▶ _Your goal_: Extract each line of the material that follows exactly and omit its pictures.

------------------------------------------------------------

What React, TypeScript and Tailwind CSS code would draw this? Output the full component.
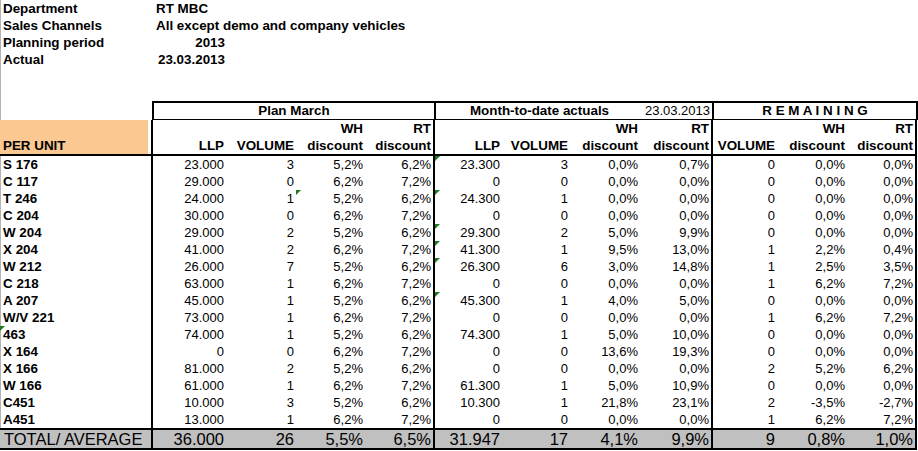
import React from "react";

const COLS =
  "grid grid-cols-[153px_73px_70px_69px_70px_67px_68px_70px_73px_64px_70px_70px] w-[917px]";

const cellBorder = [
  "border-r-2 border-r-black",
  "",
  "",
  "",
  "border-r-2 border-r-black",
  "",
  "",
  "",
  "border-r-2 border-r-black",
  "",
  "",
  "border-r-2 border-r-black",
];

type Row = { label: string; v: string[]; tri?: number[] };

const rows: Row[] = [
  { label: "S 176", v: ["23.000", "3", "5,2%", "6,2%", "23.300", "3", "0,0%", "0,7%", "0", "0,0%", "0,0%"], tri: [5] },
  { label: "C 117", v: ["29.000", "0", "6,2%", "7,2%", "0", "0", "0,0%", "0,0%", "0", "0,0%", "0,0%"] },
  { label: "T 246", v: ["24.000", "1", "5,2%", "6,2%", "24.300", "1", "0,0%", "0,0%", "0", "0,0%", "0,0%"], tri: [3, 5] },
  { label: "C 204", v: ["30.000", "0", "6,2%", "7,2%", "0", "0", "0,0%", "0,0%", "0", "0,0%", "0,0%"] },
  { label: "W 204", v: ["29.000", "2", "5,2%", "6,2%", "29.300", "2", "5,0%", "9,9%", "0", "0,0%", "0,0%"], tri: [5] },
  { label: "X 204", v: ["41.000", "2", "6,2%", "7,2%", "41.300", "1", "9,5%", "13,0%", "1", "2,2%", "0,4%"], tri: [5] },
  { label: "W 212", v: ["26.000", "7", "5,2%", "6,2%", "26.300", "6", "3,0%", "14,8%", "1", "2,5%", "3,5%"], tri: [5] },
  { label: "C 218", v: ["63.000", "1", "6,2%", "7,2%", "0", "0", "0,0%", "0,0%", "1", "6,2%", "7,2%"] },
  { label: "A 207", v: ["45.000", "1", "5,2%", "6,2%", "45.300", "1", "4,0%", "5,0%", "0", "0,0%", "0,0%"], tri: [5] },
  { label: "W/V 221", v: ["73.000", "1", "6,2%", "7,2%", "0", "0", "0,0%", "0,0%", "1", "6,2%", "7,2%"] },
  { label: "463", v: ["74.000", "1", "5,2%", "6,2%", "74.300", "1", "5,0%", "10,0%", "0", "0,0%", "0,0%"], tri: [0] },
  { label: "X 164", v: ["0", "0", "6,2%", "7,2%", "0", "0", "13,6%", "19,3%", "0", "0,0%", "0,0%"] },
  { label: "X 166", v: ["81.000", "2", "5,2%", "6,2%", "0", "0", "0,0%", "0,0%", "2", "5,2%", "6,2%"] },
  { label: "W 166", v: ["61.000", "1", "6,2%", "7,2%", "61.300", "1", "5,0%", "10,9%", "0", "0,0%", "0,0%"] },
  { label: "C451", v: ["10.000", "3", "5,2%", "6,2%", "10.300", "1", "21,8%", "23,1%", "2", "-3,5%", "-2,7%"] },
  { label: "A451", v: ["13.000", "1", "6,2%", "7,2%", "0", "0", "0,0%", "0,0%", "1", "6,2%", "7,2%"] },
];

const total = ["36.000", "26", "5,5%", "6,5%", "31.947", "17", "4,1%", "9,9%", "9", "0,8%", "1,0%"];

function Tri({ left = "left-0" }: { left?: string }) {
  return (
    <span
      className={
        "absolute top-0 w-0 h-0 border-t-[5px] border-r-[5px] border-t-[#1f7a1f] border-r-transparent " + left
      }
    />
  );
}

function InfoRow({ label, value, right }: { label: string; value: string; right?: boolean }) {
  return (
    <div className={COLS + " h-[17px] text-[13.4px]"}>
      <div className="pl-[2px] font-bold leading-[17px] whitespace-nowrap">{label}</div>
      {right ? (
        <div className="text-right pr-[2px] font-bold leading-[17px] whitespace-nowrap">{value}</div>
      ) : (
        <div className="col-span-11 pl-[2px] font-bold leading-[17px] whitespace-nowrap">{value}</div>
      )}
    </div>
  );
}

function HeadCell({ top, bottom, border }: { top?: string; bottom: string; border: string }) {
  return (
    <div className={"flex flex-col justify-end items-end pr-[2px] font-bold text-[13.4px] leading-[17px] " + border}>
      {top ? <div>{top}</div> : null}
      <div>{bottom}</div>
    </div>
  );
}

export default function App() {
  return (
    <div className="w-[918px] h-[451px] bg-white overflow-hidden text-black text-[13px] font-['Liberation_Sans',Arial,sans-serif]">
      <div className="border-l border-l-[#b4b4b4]">
        <InfoRow label="Department" value="RT MBC" />
        <InfoRow label="Sales Channels" value="All except demo and company vehicles" />
        <InfoRow label="Planning period" value="2013" right />
        <InfoRow label="Actual" value="23.03.2013" right />
        <div className="h-[33px]" />
        <div className={COLS + " h-[19px] text-[13.4px]"}>
          <div className="border-r-2 border-r-black" />
          <div className="col-span-4 border-t-2 border-b border-r-2 border-black text-center font-bold leading-[16px]">
            Plan March
          </div>
          <div className="col-span-3 border-t-2 border-b border-black text-center font-bold leading-[16px] pl-[2px]">
            Month-to-date actuals
          </div>
          <div className="border-t-2 border-b border-r-2 border-black text-right pr-[2px] leading-[16px] text-[13px]">
            23.03.2013
          </div>
          <div className="col-span-3 border-t-2 border-b border-r-2 border-black text-center font-bold leading-[16px]">
            R E M A I N I N G
          </div>
        </div>
      </div>

      <div className={COLS + " h-[36px] border-b-2 border-black"}>
        <div className="border-r-2 border-r-black">
          <div className="w-[148px] h-full bg-[#fbc891] flex items-end pl-[3px] font-bold text-[13.4px] leading-[17px]">
            PER UNIT
          </div>
        </div>
        <HeadCell bottom="LLP" border="" />
        <HeadCell bottom="VOLUME" border="" />
        <HeadCell top="WH" bottom="discount" border="" />
        <HeadCell top="RT" bottom="discount" border="border-r-2 border-r-black" />
        <HeadCell bottom="LLP" border="" />
        <HeadCell bottom="VOLUME" border="" />
        <HeadCell top="WH" bottom="discount" border="" />
        <HeadCell top="RT" bottom="discount" border="border-r-2 border-r-black" />
        <HeadCell bottom="VOLUME" border="" />
        <HeadCell top="WH" bottom="discount" border="" />
        <HeadCell top="RT" bottom="discount" border="border-r-2 border-r-black" />
      </div>

      {rows.map((r) => {
        const cells = [r.label, ...r.v];
        return (
          <div key={r.label} className={COLS + " h-[17px]"}>
            {cells.map((c, i) => (
              <div
                key={i}
                className={
                  "relative h-[17px] leading-[17px] whitespace-nowrap " +
                  cellBorder[i] +
                  (i === 0
                    ? " pl-[2px] font-bold text-[13.4px] border-l border-l-[#b4b4b4]"
                    : " text-right pr-[2px]")
                }
              >
                {r.tri && r.tri.includes(i) ? <Tri left={i === 0 ? "-left-px" : "left-0"} /> : null}
                {c}
              </div>
            ))}
          </div>
        );
      })}

      <div className={COLS + " h-[22px] border-t-2 border-b-2 border-black bg-[#c0c0c0] text-[16.5px]"}>
        {["TOTAL/ AVERAGE", ...total].map((c, i) => (
          <div
            key={i}
            className={
              "h-[18px] leading-[18px] whitespace-nowrap " +
              cellBorder[i] +
              (i === 0 ? " pl-[4px]" : " text-right pr-[2px]")
            }
          >
            {c}
          </div>
        ))}
      </div>
    </div>
  );
}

------------------------------------------------------------

▶ _Output_:
What React, TypeScript and Tailwind CSS code would draw this? Output the full component.
import React from "react";

const COLS =
  "grid grid-cols-[153px_73px_70px_69px_70px_67px_68px_70px_73px_64px_70px_70px] w-[917px]";

const cellBorder = [
  "border-r-2 border-r-black",
  "",
  "",
  "",
  "border-r-2 border-r-black",
  "",
  "",
  "",
  "border-r-2 border-r-black",
  "",
  "",
  "border-r-2 border-r-black",
];

type Row = { label: string; v: string[]; tri?: number[] };

const rows: Row[] = [
  { label: "S 176", v: ["23.000", "3", "5,2%", "6,2%", "23.300", "3", "0,0%", "0,7%", "0", "0,0%", "0,0%"], tri: [5] },
  { label: "C 117", v: ["29.000", "0", "6,2%", "7,2%", "0", "0", "0,0%", "0,0%", "0", "0,0%", "0,0%"] },
  { label: "T 246", v: ["24.000", "1", "5,2%", "6,2%", "24.300", "1", "0,0%", "0,0%", "0", "0,0%", "0,0%"], tri: [3, 5] },
  { label: "C 204", v: ["30.000", "0", "6,2%", "7,2%", "0", "0", "0,0%", "0,0%", "0", "0,0%", "0,0%"] },
  { label: "W 204", v: ["29.000", "2", "5,2%", "6,2%", "29.300", "2", "5,0%", "9,9%", "0", "0,0%", "0,0%"], tri: [5] },
  { label: "X 204", v: ["41.000", "2", "6,2%", "7,2%", "41.300", "1", "9,5%", "13,0%", "1", "2,2%", "0,4%"], tri: [5] },
  { label: "W 212", v: ["26.000", "7", "5,2%", "6,2%", "26.300", "6", "3,0%", "14,8%", "1", "2,5%", "3,5%"], tri: [5] },
  { label: "C 218", v: ["63.000", "1", "6,2%", "7,2%", "0", "0", "0,0%", "0,0%", "1", "6,2%", "7,2%"] },
  { label: "A 207", v: ["45.000", "1", "5,2%", "6,2%", "45.300", "1", "4,0%", "5,0%", "0", "0,0%", "0,0%"], tri: [5] },
  { label: "W/V 221", v: ["73.000", "1", "6,2%", "7,2%", "0", "0", "0,0%", "0,0%", "1", "6,2%", "7,2%"] },
  { label: "463", v: ["74.000", "1", "5,2%", "6,2%", "74.300", "1", "5,0%", "10,0%", "0", "0,0%", "0,0%"], tri: [0] },
  { label: "X 164", v: ["0", "0", "6,2%", "7,2%", "0", "0", "13,6%", "19,3%", "0", "0,0%", "0,0%"] },
  { label: "X 166", v: ["81.000", "2", "5,2%", "6,2%", "0", "0", "0,0%", "0,0%", "2", "5,2%", "6,2%"] },
  { label: "W 166", v: ["61.000", "1", "6,2%", "7,2%", "61.300", "1", "5,0%", "10,9%", "0", "0,0%", "0,0%"] },
  { label: "C451", v: ["10.000", "3", "5,2%", "6,2%", "10.300", "1", "21,8%", "23,1%", "2", "-3,5%", "-2,7%"] },
  { label: "A451", v: ["13.000", "1", "6,2%", "7,2%", "0", "0", "0,0%", "0,0%", "1", "6,2%", "7,2%"] },
];

const total = ["36.000", "26", "5,5%", "6,5%", "31.947", "17", "4,1%", "9,9%", "9", "0,8%", "1,0%"];

function Tri({ left = "left-0" }: { left?: string }) {
  return (
    <span
      className={
        "absolute top-0 w-0 h-0 border-t-[5px] border-r-[5px] border-t-[#1f7a1f] border-r-transparent " + left
      }
    />
  );
}

function InfoRow({ label, value, right }: { label: string; value: string; right?: boolean }) {
  return (
    <div className={COLS + " h-[17px] text-[13.4px]"}>
      <div className="pl-[2px] font-bold leading-[17px] whitespace-nowrap">{label}</div>
      {right ? (
        <div className="text-right pr-[2px] font-bold leading-[17px] whitespace-nowrap">{value}</div>
      ) : (
        <div className="col-span-11 pl-[2px] font-bold leading-[17px] whitespace-nowrap">{value}</div>
      )}
    </div>
  );
}

function HeadCell({ top, bottom, border }: { top?: string; bottom: string; border: string }) {
  return (
    <div className={"flex flex-col justify-end items-end pr-[2px] font-bold text-[13.4px] leading-[17px] " + border}>
      {top ? <div>{top}</div> : null}
      <div>{bottom}</div>
    </div>
  );
}

export default function App() {
  return (
    <div className="w-[918px] h-[451px] bg-white overflow-hidden text-black text-[13px] font-['Liberation_Sans',Arial,sans-serif]">
      <div className="border-l border-l-[#b4b4b4]">
        <InfoRow label="Department" value="RT MBC" />
        <InfoRow label="Sales Channels" value="All except demo and company vehicles" />
        <InfoRow label="Planning period" value="2013" right />
        <InfoRow label="Actual" value="23.03.2013" right />
        <div className="h-[33px]" />
        <div className={COLS + " h-[19px] text-[13.4px]"}>
          <div className="border-r-2 border-r-black" />
          <div className="col-span-4 border-t-2 border-b border-r-2 border-black text-center font-bold leading-[16px]">
            Plan March
          </div>
          <div className="col-span-3 border-t-2 border-b border-black text-center font-bold leading-[16px] pl-[2px]">
            Month-to-date actuals
          </div>
          <div className="border-t-2 border-b border-r-2 border-black text-right pr-[2px] leading-[16px] text-[13px]">
            23.03.2013
          </div>
          <div className="col-span-3 border-t-2 border-b border-r-2 border-black text-center font-bold leading-[16px]">
            R E M A I N I N G
          </div>
        </div>
      </div>

      <div className={COLS + " h-[36px] border-b-2 border-black"}>
        <div className="border-r-2 border-r-black">
          <div className="w-[148px] h-full bg-[#fbc891] flex items-end pl-[3px] font-bold text-[13.4px] leading-[17px]">
            PER UNIT
          </div>
        </div>
        <HeadCell bottom="LLP" border="" />
        <HeadCell bottom="VOLUME" border="" />
        <HeadCell top="WH" bottom="discount" border="" />
        <HeadCell top="RT" bottom="discount" border="border-r-2 border-r-black" />
        <HeadCell bottom="LLP" border="" />
        <HeadCell bottom="VOLUME" border="" />
        <HeadCell top="WH" bottom="discount" border="" />
        <HeadCell top="RT" bottom="discount" border="border-r-2 border-r-black" />
        <HeadCell bottom="VOLUME" border="" />
        <HeadCell top="WH" bottom="discount" border="" />
        <HeadCell top="RT" bottom="discount" border="border-r-2 border-r-black" />
      </div>

      {rows.map((r) => {
        const cells = [r.label, ...r.v];
        return (
          <div key={r.label} className={COLS + " h-[17px]"}>
            {cells.map((c, i) => (
              <div
                key={i}
                className={
                  "relative h-[17px] leading-[17px] whitespace-nowrap " +
                  cellBorder[i] +
                  (i === 0
                    ? " pl-[2px] font-bold text-[13.4px] border-l border-l-[#b4b4b4]"
                    : " text-right pr-[2px]")
                }
              >
                {r.tri && r.tri.includes(i) ? <Tri left={i === 0 ? "-left-px" : "left-0"} /> : null}
                {c}
              </div>
            ))}
          </div>
        );
      })}

      <div className={COLS + " h-[22px] border-t-2 border-b-2 border-black bg-[#c0c0c0] text-[16.5px]"}>
        {["TOTAL/ AVERAGE", ...total].map((c, i) => (
          <div
            key={i}
            className={
              "h-[18px] leading-[18px] whitespace-nowrap " +
              cellBorder[i] +
              (i === 0 ? " pl-[4px]" : " text-right pr-[2px]")
            }
          >
            {c}
          </div>
        ))}
      </div>
    </div>
  );
}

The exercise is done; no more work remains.